Always and Forever  I don’t know how I forgot about that book. I saw it in the window of a used bookstore last week, stumbling into childhood nostalgia as if jumping into a puddle, both feet all at once, splashed by  flashes of of my mom cradling me in her arms, singing the made up melody to the song in that forgotten book.   I’m amazed I learned to sleep without her hug, without her voice rocking me into dreams, without the comfort of a mother in the room down the hall, amazed I could wake without the gentle coaxing of her singing and the warmth of her arms holding me, assuring me that she’d keep me safe.  Wake up Leanne, wake up Leanne, wake up, wake up, wake up, she’d sing, coaxing my eyes to open, teaching me through song how to fill a room with love, and bright eyed soak it up with the morning sun. I always felt ready for the day, nurtured by her hand in mine, fingers always and forever intertwined until the moment she knew she could let go, taking off the training wheels to my bicycle, and watch me ride alone.   —Leanne Rebecca

I write this poem with extreme thanks for the blessed life that I’ve led, a carefree childhood and loving family. I recognize that Mother’s Day isn’t rainbows and butterflies for many people: mothers that have lost their children, children that have lost their mothers, broken families, reality. Even in my family, there’s an element of sadness on this day. My parents buried their first child when she was 16 months old. This is also the first Mother’s Day since my Grandma Genny died.

It’s easy to forget that many many emotions surround this day and where one family smiles another might cry. It’s important to empathize and take a moment to think about the true weight of this day. I find it allows me to appreciate what I have that much more. I’m beyond thankful to be filled with so much love.

I love you, Mom.

–Leanne Rebecca

Author:

Poetry and music.

7 thoughts on “Always and Forever

    1. Thank you! I know today probably isn’t easy, but I hope you still have a great day. Sadly, loss is a part of life, but that doesn’t make it any easier. Thinking of you.

  1. Leanne, my children are my heart and soul. I don’t know what I would do without you. Thank you for allowing me to grow through your poetic words and sharing. You are my icing on the cake!
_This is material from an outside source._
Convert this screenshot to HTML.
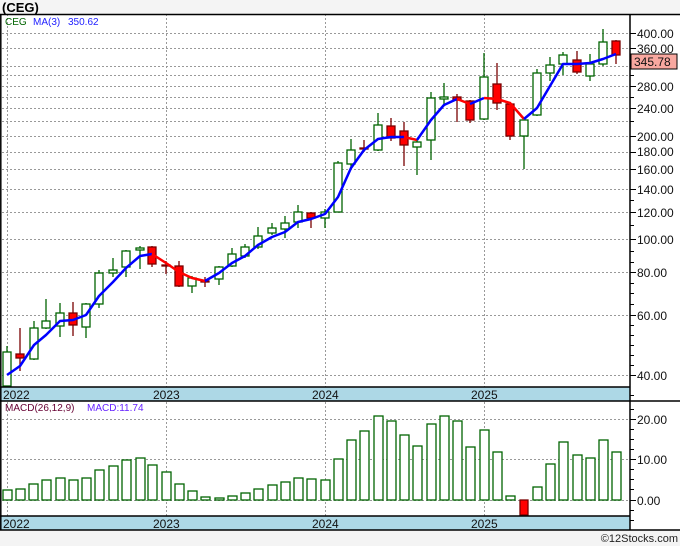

  2. This is beautiful. I think this is the first Mother’s Day that I truly considered the fact that this is a sad day for many people. I love how you’ve encouraged them to think of the good moments, in the midst of that sadness.

    1. Thank you so much! The past couple years I’ve learned a lot about thinking what others are going through under the surface. You never know what they might be struggling with.